2.1. Registering Your Account. In order to access certain features of Clarity Cosmetics Properties, you may be required to become a Registered User.  For purposes of the Agreement, a “Registered User” is a user who has registered an account on the Website (“Account”).

2.2 Registration Data. In registering an account on the Website, you agree to (a) provide true, accurate, current and complete information about yourself as prompted by the registration form (the “Registration Data”); and (b) maintain and promptly update the Registration Data to keep it true, accurate, current and complete.  You represent that you are (l) at least eighteen (18) years old; (m) of legal age to form a binding contract; and (n) not a person barred from using Clarity Cosmetics Properties under the laws of the United States, your place of residence or any other applicable jurisdiction.  You are responsible for all activities that occur under your Account.  You agree that you shall monitor your Account to restrict use by minors, and you will accept full responsibility for any unauthorized use of Clarity Cosmetics Properties by minors.  You may not share your Account or password with anyone, and you agree to (y) notify Clarity Cosmetics immediately of any unauthorized use of your password or any other breach of security; and (z) exit from your Account at the end of each session.  If you provide any information that is untrue, inaccurate, not current or incomplete, or Clarity Cosmetics has reasonable grounds to suspect that any information you provide is untrue, inaccurate, not current or incomplete, Clarity Cosmetics has the right to suspend or terminate your Account and refuse any and all current or future use of Clarity Cosmetics Properties (or any portion thereof).  You agree not to create an Account using a false identity or information, or on behalf of someone other than yourself.  You agree that you shall not have more than one Account per platform at any given time.  Clarity Cosmetics reserves the right to remove or reclaim any usernames at any time and for any reason, including but not limited to, claims by a third party that a username violates the third party’s rights.  You agree not to create an Account or use Clarity Cosmetics Properties if you have been previously removed by Clarity Cosmetics, or if you have been previously banned from any of Clarity Cosmetics Properties.

 2.3 Necessary Equipment and Software.  You must provide all equipment and software necessary to connect to Clarity Cosmetics Properties, including but not limited to, a mobile device that is suitable to connect with and use Clarity Cosmetics Properties, in cases where the Services offer a mobile component.  You are solely responsible for any fees, including Internet connection or mobile fees, that you incur when accessing Clarity Cosmetics Properties.  By providing your cellphone number and using the Services, you hereby affirmatively consent to our use of your cellphone number for calls and texts in order to perform and improve upon the Services.

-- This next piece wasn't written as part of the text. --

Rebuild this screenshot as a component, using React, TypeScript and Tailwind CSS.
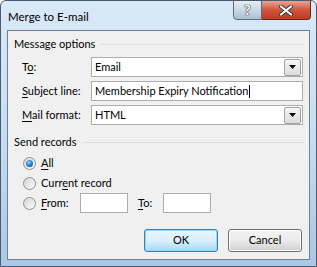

Clarity Cosmetics will not assess and charge for any calls or texts, but standard message charges or other charged from your wireless carrier may apply.  You may opt out of receiving text messages from us by emailing support@helloseen.com.

3. PURCHASING PRODUCTS.

 3.1 Product Descriptions. Certain Products may be available exclusively online through the Website. These products may have limited quantities. Descriptions, images, references, features, content, specifications, Products, price and availability of any products and services are subject to change without notice. We have made every effort to display as accurately as possible the colors and images of our products that appear on the Website. Descriptions, images, references, features, content, specifications, products, prices, and availability of any Products are subject to change without notice, and our current prices can be found on the Website. We make reasonable efforts to accurately display the attributes of our Products, including the applicable colors; however, the actual color you see will depend on your computer system, and we cannot guarantee that your computer will accurately display such colors. The inclusion of any Products on the Website at a particular time does not imply or warrant that these Products or services will be available at any time. It is your responsibility to ascertain and obey all applicable local, state, federal, and international laws (including minimum age requirements) in regard to the possession, use, and sale of any item purchased through the Website. By placing an order, you represent that the Products ordered will be used only in a lawful manner. We reserve the right, with or without prior notice, to limit the available quantity of or discontinue any Product; to honor, cancel or impose conditions or limitations on the honoring of, any coupon, coupon code, promotional code, referral credit or other similar promotions; to bar any user from making any or all purchases; and to refuse to provide any user with any Product. Without limiting the generality of the foregoing, we reserve the right, but are not obligated, to limit the sales of our Products to any person, geographic region or jurisdiction. We may exercise this right on a case-by-case basis. We reserve the right to limit the quantities of any Products that we offer. All descriptions of Products or Product pricing are subject to change at any time without notice, at our sole discretion. We reserve the right to discontinue any Product at any time. Any offer for any Product made on this Website is void where prohibited.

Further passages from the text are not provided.